Green Party members are on their very best behaviour. In just a few months time, when the next general election is held, they hope they will have their first elected MP. But first they must get throughtheir party conference without doing anything stupid.

If the evidence from council and European elections is to be believed, they are almost home and dry in the Brighton Pavilion constituency, where the sitting Labour MP, David Lepper, is retiring. Of the candidates lining up to take his place, the best known is Caroline Lucas, the Green MEP for South-East England.

The Greens took 31 per cent of the vote in the constituency in the last council elections in 2007. They have since won two council by-elections, increasing their vote, and in last year's European elections their support rose to 38 per cent, compared with 31 for the Conservatives and 22 for Labour.

So long as the Green Party stays in the public eye locally and does not implode, Brighton Pavilion should be theirs for the taking, and Lucas will enter the Commons as Britain's first Green MP. They also have outside chances in two other seats – Norwich South, and Deptford, in south London.

But those with long political memories will recall what happened last time the Green Party was close to breaking into national politics in a big way. It was 20 years ago, when support for the Liberal Democrats disintegrated because of a feud with the rival centre party led by David Owen, leaving a big hole that the Green Party almost filled.

As they assembled for their autumn conference in September 1989, they were at 15 per cent in the opinion polls, and had the committed backing of a national newspaper, the now defunct Today. But their conference turned into such a display of chaos and indiscipline that their position in the polls vanished as fast as it had risen.

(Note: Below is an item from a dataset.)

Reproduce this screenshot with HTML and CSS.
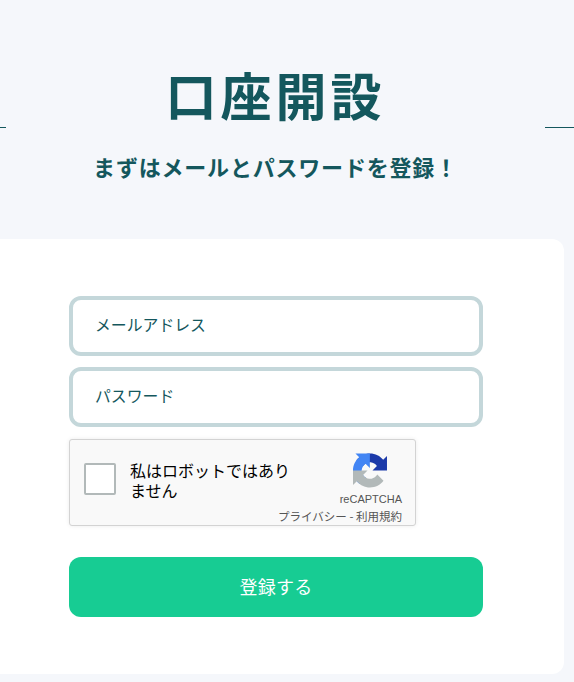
FILE: index.html
```html
<!DOCTYPE html>
<html lang="ja">

<head>
    <meta charset="utf-8">
    <title>口座開設</title>
    <link rel="stylesheet" href="styles.css">
</head>

<body>
    <div class="page_header">
        <div class="title_row">
            <span class="title_line"></span>
            <h1 class="page_title">口座開設</h1>
            <span class="title_line"></span>
        </div>
        <p class="page_lead">まずはメールとパスワードを登録！</p>
    </div>

    <div class="form_card">
        <div class="text_input">メールアドレス</div>
        <div class="text_input">パスワード</div>
        <div class="captcha">
            <span class="captcha_check"></span>
            <span class="captcha_label">私はロボットではありません</span>
            <div class="captcha_brand">
                <svg class="captcha_logo" viewBox="0 0 64 64">
                    <path d="M64 31.955l-.033-1.37V4.687l-7.16 7.16C50.948 4.674 42.033.093 32.05.093c-10.4 0-19.622 4.96-25.458 12.64l11.736 11.86a15.55 15.55 0 0 1 4.754-5.334c2.05-1.6 4.952-2.906 8.968-2.906.485 0 .86.057 1.135.163 4.976.393 9.288 3.14 11.828 7.124l-8.307 8.307c10.522-.04 22.4-.066 27.295.004" fill="#1c3aa9" />
                    <path d="M31.862.094l-1.37.033H4.594l7.16 7.16C4.58 13.147 0 22.06 0 32.046c0 10.4 4.96 19.622 12.64 25.458l11.86-11.736a15.55 15.55 0 0 1-5.334-4.754c-1.6-2.05-2.906-4.952-2.906-8.968 0-.485.057-.86.163-1.135.393-4.976 3.14-9.288 7.124-11.828l8.307 8.307c-.04-10.522-.066-22.4.004-27.295" fill="#4285f4" />
                    <path d="M.001 32.045l.033 1.37v25.898l7.16-7.16c5.86 7.173 14.774 11.754 24.76 11.754 10.4 0 19.622-4.96 25.458-12.64l-11.736-11.86a15.55 15.55 0 0 1-4.754 5.334c-2.05 1.6-4.952 2.906-8.968 2.906-.485 0-.86-.057-1.135-.163-4.976-.393-9.288-3.14-11.828-7.124l8.307-8.307c-10.522.04-22.4.066-27.295-.004" fill="#b2b9b9" />
                </svg>
                <div class="captcha_name">reCAPTCHA</div>
                <div class="captcha_links">プライバシー - 利用規約</div>
            </div>
        </div>
        <button class="button_submit">登録する</button>
    </div>
</body>

</html>
```

FILE: styles.css
```css
html {
    overflow: hidden;
}

body {
    margin: 0;
    height: 682px;
    overflow: hidden;
    background-color: #f5f7fb;
    color: #14575d;
    font-family: "Noto Sans CJK JP", "Noto Sans", sans-serif;
}

/* Heading */

.page_header {
    height: 239px;
    padding-top: 66px;
    box-sizing: border-box;
}

.title_row {
    display: flex;
    align-items: flex-end;
    margin-left: -23px;
    height: 62px;
}

.title_line {
    width: 29px;
    height: 1px;
    background-color: #14575d;
}

.page_title {
    flex: 1;
    align-self: flex-start;
    margin: 0;
    font-size: 51px;
    line-height: 56px;
    font-weight: 700;
    letter-spacing: 4px;
    text-align: center;
}

.page_lead {
    margin: 23px 0 0 -23px;
    font-size: 22px;
    line-height: 30px;
    font-weight: 700;
    letter-spacing: 0.8px;
    text-align: center;
}

/* Card */

.form_card {
    display: flex;
    flex-direction: column;
    align-items: flex-start;
    width: 584px;
    height: 435px;
    box-sizing: border-box;
    margin-left: -20px;
    padding: 57px 0 0 89px;
    background-color: #fff;
    border-radius: 12px;
}

.text_input {
    width: 414px;
    height: 60px;
    box-sizing: border-box;
    margin-bottom: 11px;
    padding-left: 22px;
    border: 4px solid #c4d7da;
    border-radius: 12px;
    font-size: 15.85px;
    line-height: 50px;
}

/* reCAPTCHA box */

.captcha {
    display: flex;
    width: 347px;
    height: 87px;
    box-sizing: border-box;
    margin-top: 1px;
    background-color: #f9f9f9;
    border: 1px solid #d3d3d3;
    border-radius: 3px;
    box-shadow: 0 0 4px rgba(0, 0, 0, 0.08);
    color: #000;
}

.captcha_check {
    flex: none;
    width: 32px;
    height: 32px;
    box-sizing: border-box;
    margin: 23px 14px 0 14px;
    background-color: #fff;
    border: 2px solid #b2b9b9;
    border-radius: 2px;
}

.captcha_label {
    flex: none;
    width: 166px;
    padding-top: 20px;
    font-size: 16px;
    line-height: 20px;
}

.captcha_brand {
    display: flex;
    flex-direction: column;
    align-items: flex-end;
    flex: 1;
    min-width: 0;
    padding-right: 13px;
    color: #555;
}

.captcha_logo {
    flex: none;
    width: 34px;
    height: 35px;
    margin: 13px 15px 0 0;
}

.captcha_name {
    margin-top: 4px;
    font-family: "Liberation Sans", sans-serif;
    font-size: 11px;
    line-height: 14px;
}

.captcha_links {
    margin-top: 3px;
    font-size: 11.5px;
    line-height: 15px;
    white-space: nowrap;
}

/* Submit */

.button_submit {
    width: 414px;
    height: 60px;
    margin-top: 31px;
    padding-bottom: 3px;
    background-color: #17cc93;
    border: none;
    border-radius: 12px;
    color: #fff;
    font-family: "Noto Sans CJK JP", "Noto Sans", sans-serif;
    font-size: 18px;
    letter-spacing: 0.2px;
    cursor: pointer;
}
```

One problem was their refusal to elect a party leader, fearing they would lose the happy, democratic chaos of a party full of people who liked being on protest or setting up peace camps. But today's Green Party is for grown-ups. Membership has swollen to about 10,000 – far fewer than in the main political parties, but also proportionally more active. They have a bureaucracy, including press officers who have learnt to be suspicious of journalists, and officials who can be overheard ordering taxis rather than bicycles.

There are even disciplinary tribunals, which on rare occasions have expelled party members. Owen Clarke, co- ordinator of the disputes committee, about the need for self-discipline, said: "There will be many stresses and strains as we work to obtain good Parliamentary representation. We cannot afford to add the extra strain of exaggerated internal disputes."

And after years of agonising, the Greens finally decided last year that they should have a leader, like any other party. Lucas was elected in September, though there is no prospect of her staying in post for years on end, like Tony Blair or David Cameron, without a challenge. After two years, she will have to reapply for her job, and she says she expects someone will run against her.

Now 49, she was working as a £5,000-a-year press officer for the Green Party when it blew its previous big chance.

"It was an emotional time to be a press officer, to see the party grow from almost nothing to 15 per cent and then see it go wrong," she said. "The party has learnt now to prepare for success. That means being disciplined about what you say, which is the thing with any political party."

Question time: So why are you a Green Party member?

Mo Jiwa, 25

I've been quite concerned about the state of UK politics, both on a local and national level, and I could not find anything in the other parties. The Greens, however, were principled and seemed to fit my own ideas of the world.

Sue Mallender

I've been a member since 1983. I joined after I read a leaflet in the general election around that time. I was overjoyed to find that I was not the only one with my viewpoint.

Nick Clinch, 19

They're more progressive. They're interested in the environment. They're out there to make a difference in the world. I hope to raise awareness about environmental issues.